[Entries with page source code]
——

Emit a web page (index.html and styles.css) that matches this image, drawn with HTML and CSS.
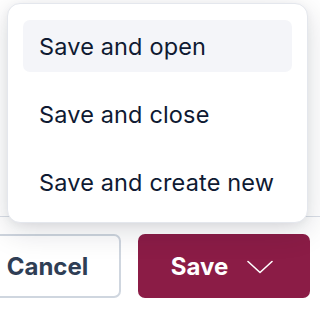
FILE: index.html
```html
<!DOCTYPE html>
<html>
<head>
<meta charset="utf-8">
<link rel="stylesheet" href="styles.css">
</head>
<body>
<div class="page">
  <div class="footer">
    <button class="btn btn-cancel">Cancel</button>
    <button class="btn btn-save">
      <span>Save</span>
      <svg class="chev" width="26" height="14" viewBox="0 0 26 14" fill="none">
        <path d="M1 1.5 L13 12.5 L25 1.5" stroke="#ffffff" stroke-width="1.6" stroke-linecap="round" stroke-linejoin="round"/>
      </svg>
    </button>
  </div>
  <div class="menu">
    <div class="item active">Save and open</div>
    <div class="item">Save and close</div>
    <div class="item">Save and create new</div>
  </div>
</div>
</body>
</html>
```
FILE: styles.css
```css
html, body {
  margin: 0;
  padding: 0;
  background: #ffffff;
}
body {
  font-family: Inter, "Noto Sans", sans-serif;
  width: 320px;
  height: 310px;
  overflow: hidden;
}
.page {
  position: relative;
  width: 320px;
  height: 310px;
  overflow: hidden;
}
.footer {
  margin-top: 216px;
  border-top: 1px solid #d9dee6;
  padding-top: 17px;
  padding-right: 10px;
  display: flex;
  justify-content: flex-end;
  gap: 17px;
}
.btn {
  box-sizing: border-box;
  height: 64px;
  border-radius: 7px;
  font-family: Inter, "Noto Sans", sans-serif;
  font-weight: 700;
  font-size: 24px;
  display: flex;
  align-items: center;
  justify-content: center;
  flex-shrink: 0;
  padding: 0;
  cursor: pointer;
}
.btn-cancel {
  width: 147px;
  background: #ffffff;
  border: 2px solid #cfd6df;
  color: #2f3e55;
}
.btn-save {
  width: 172px;
  background: #8b1c46;
  border: none;
  color: #ffffff;
  gap: 19px;
  padding-right: 4px;
}
.chev {
  display: block;
  margin-top: 1px;
}
.menu {
  position: absolute;
  left: 7px;
  top: 3px;
  width: 301px;
  box-sizing: border-box;
  background: #ffffff;
  border: 1px solid #e4e7ed;
  border-radius: 13px;
  padding: 16px 15px 14px 15px;
  display: flex;
  flex-direction: column;
  gap: 16px;
  box-shadow: 0 8px 30px rgba(15, 23, 42, 0.15), 0 2px 8px rgba(15, 23, 42, 0.05);
}
.item {
  height: 52px;
  border-radius: 7px;
  padding-left: 16px;
  display: flex;
  align-items: center;
  font-size: 23.5px;
  font-weight: 400;
  color: #0f1a32;
  letter-spacing: 0.15px;
}
.item.active {
  background: #f4f5f9;
}
```
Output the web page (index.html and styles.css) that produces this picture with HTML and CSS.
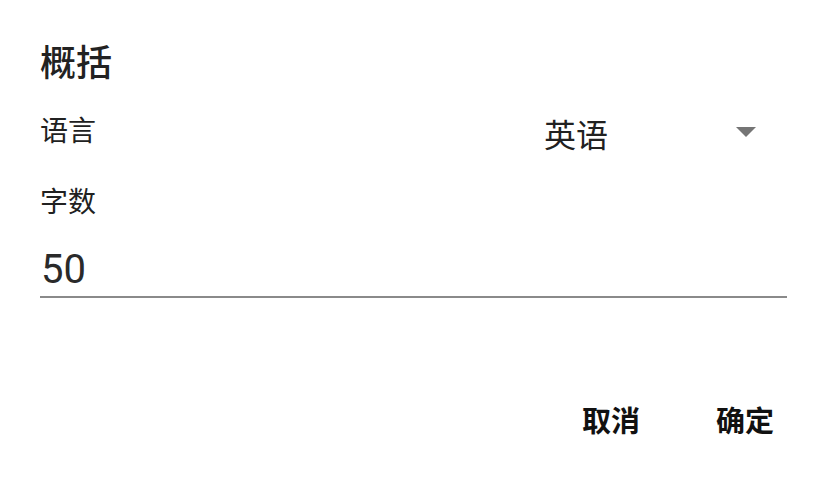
FILE: index.html
```html
<!DOCTYPE html>
<html lang="zh-CN">
<head>
<meta charset="utf-8">
<title>概括</title>
<link rel="stylesheet" href="styles.css">
</head>
<body>
<div class="dialog">
  <h1 class="title">概括</h1>
  <div class="row">
    <span class="label">语言</span>
    <div class="select">
      <span class="select-value">英语</span>
      <span class="caret"></span>
    </div>
  </div>
  <div class="label field-label">字数</div>
  <div class="input">50</div>
  <div class="actions">
    <button class="btn">取消</button>
    <button class="btn">确定</button>
  </div>
</div>
</body>
</html>
```

FILE: styles.css
```css
html, body {
  margin: 0;
  padding: 0;
  background: #ffffff;
}

body {
  font-family: "Noto Sans CJK SC", "Noto Sans", sans-serif;
  color: #212121;
}

.dialog {
  width: 747px;
  padding: 40px 0 0 40px;
}

.title {
  margin: 0;
  font-size: 36px;
  line-height: 40px;
  font-weight: 500;
  color: #222222;
}

.row {
  display: flex;
  align-items: flex-start;
  justify-content: space-between;
  margin-top: 33px;
}

.label {
  font-size: 28px;
  line-height: 32px;
  color: #212121;
}

.select {
  width: 243px;
  display: flex;
  align-items: center;
  justify-content: space-between;
  padding-right: 31px;
  box-sizing: border-box;
}

.select-value {
  font-size: 32px;
  line-height: 40px;
  color: #212121;
}

.caret {
  width: 0;
  height: 0;
  border-left: 10px solid transparent;
  border-right: 10px solid transparent;
  border-top: 10px solid #757575;
  margin-top: -2px;
}

.field-label {
  margin-top: 31px;
}

.input {
  margin-top: 30px;
  font-family: Roboto, "Noto Sans", sans-serif;
  font-size: 40px;
  line-height: 48px;
  color: #2a2a2a;
  padding: 0 0 2px 1px;
  border-bottom: 2px solid #8a8a8a;
}

.actions {
  display: flex;
  justify-content: flex-end;
  gap: 48px;
  margin-top: 103px;
  margin-right: -1px;
}

.btn {
  font-family: "Noto Sans CJK SC", sans-serif;
  font-size: 29px;
  line-height: 36px;
  font-weight: 700;
  color: #111111;
  background: none;
  border: none;
  padding: 0 14px;
  margin: 0;
}
```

——

**The exercise**
Keep the pictures out of the copy and return the rest of the data above exactly.

**Exercise response**
Emit a web page (index.html and styles.css) that matches this image, drawn with HTML and CSS.
FILE: index.html
```html
<!DOCTYPE html>
<html>
<head>
<meta charset="utf-8">
<link rel="stylesheet" href="styles.css">
</head>
<body>
<div class="page">
  <div class="footer">
    <button class="btn btn-cancel">Cancel</button>
    <button class="btn btn-save">
      <span>Save</span>
      <svg class="chev" width="26" height="14" viewBox="0 0 26 14" fill="none">
        <path d="M1 1.5 L13 12.5 L25 1.5" stroke="#ffffff" stroke-width="1.6" stroke-linecap="round" stroke-linejoin="round"/>
      </svg>
    </button>
  </div>
  <div class="menu">
    <div class="item active">Save and open</div>
    <div class="item">Save and close</div>
    <div class="item">Save and create new</div>
  </div>
</div>
</body>
</html>
```
FILE: styles.css
```css
html, body {
  margin: 0;
  padding: 0;
  background: #ffffff;
}
body {
  font-family: Inter, "Noto Sans", sans-serif;
  width: 320px;
  height: 310px;
  overflow: hidden;
}
.page {
  position: relative;
  width: 320px;
  height: 310px;
  overflow: hidden;
}
.footer {
  margin-top: 216px;
  border-top: 1px solid #d9dee6;
  padding-top: 17px;
  padding-right: 10px;
  display: flex;
  justify-content: flex-end;
  gap: 17px;
}
.btn {
  box-sizing: border-box;
  height: 64px;
  border-radius: 7px;
  font-family: Inter, "Noto Sans", sans-serif;
  font-weight: 700;
  font-size: 24px;
  display: flex;
  align-items: center;
  justify-content: center;
  flex-shrink: 0;
  padding: 0;
  cursor: pointer;
}
.btn-cancel {
  width: 147px;
  background: #ffffff;
  border: 2px solid #cfd6df;
  color: #2f3e55;
}
.btn-save {
  width: 172px;
  background: #8b1c46;
  border: none;
  color: #ffffff;
  gap: 19px;
  padding-right: 4px;
}
.chev {
  display: block;
  margin-top: 1px;
}
.menu {
  position: absolute;
  left: 7px;
  top: 3px;
  width: 301px;
  box-sizing: border-box;
  background: #ffffff;
  border: 1px solid #e4e7ed;
  border-radius: 13px;
  padding: 16px 15px 14px 15px;
  display: flex;
  flex-direction: column;
  gap: 16px;
  box-shadow: 0 8px 30px rgba(15, 23, 42, 0.15), 0 2px 8px rgba(15, 23, 42, 0.05);
}
.item {
  height: 52px;
  border-radius: 7px;
  padding-left: 16px;
  display: flex;
  align-items: center;
  font-size: 23.5px;
  font-weight: 400;
  color: #0f1a32;
  letter-spacing: 0.15px;
}
.item.active {
  background: #f4f5f9;
}
```
Output the web page (index.html and styles.css) that produces this picture with HTML and CSS.
FILE: index.html
```html
<!DOCTYPE html>
<html lang="zh-CN">
<head>
<meta charset="utf-8">
<title>概括</title>
<link rel="stylesheet" href="styles.css">
</head>
<body>
<div class="dialog">
  <h1 class="title">概括</h1>
  <div class="row">
    <span class="label">语言</span>
    <div class="select">
      <span class="select-value">英语</span>
      <span class="caret"></span>
    </div>
  </div>
  <div class="label field-label">字数</div>
  <div class="input">50</div>
  <div class="actions">
    <button class="btn">取消</button>
    <button class="btn">确定</button>
  </div>
</div>
</body>
</html>
```

FILE: styles.css
```css
html, body {
  margin: 0;
  padding: 0;
  background: #ffffff;
}

body {
  font-family: "Noto Sans CJK SC", "Noto Sans", sans-serif;
  color: #212121;
}

.dialog {
  width: 747px;
  padding: 40px 0 0 40px;
}

.title {
  margin: 0;
  font-size: 36px;
  line-height: 40px;
  font-weight: 500;
  color: #222222;
}

.row {
  display: flex;
  align-items: flex-start;
  justify-content: space-between;
  margin-top: 33px;
}

.label {
  font-size: 28px;
  line-height: 32px;
  color: #212121;
}

.select {
  width: 243px;
  display: flex;
  align-items: center;
  justify-content: space-between;
  padding-right: 31px;
  box-sizing: border-box;
}

.select-value {
  font-size: 32px;
  line-height: 40px;
  color: #212121;
}

.caret {
  width: 0;
  height: 0;
  border-left: 10px solid transparent;
  border-right: 10px solid transparent;
  border-top: 10px solid #757575;
  margin-top: -2px;
}

.field-label {
  margin-top: 31px;
}

.input {
  margin-top: 30px;
  font-family: Roboto, "Noto Sans", sans-serif;
  font-size: 40px;
  line-height: 48px;
  color: #2a2a2a;
  padding: 0 0 2px 1px;
  border-bottom: 2px solid #8a8a8a;
}

.actions {
  display: flex;
  justify-content: flex-end;
  gap: 48px;
  margin-top: 103px;
  margin-right: -1px;
}

.btn {
  font-family: "Noto Sans CJK SC", sans-serif;
  font-size: 29px;
  line-height: 36px;
  font-weight: 700;
  color: #111111;
  background: none;
  border: none;
  padding: 0 14px;
  margin: 0;
}
```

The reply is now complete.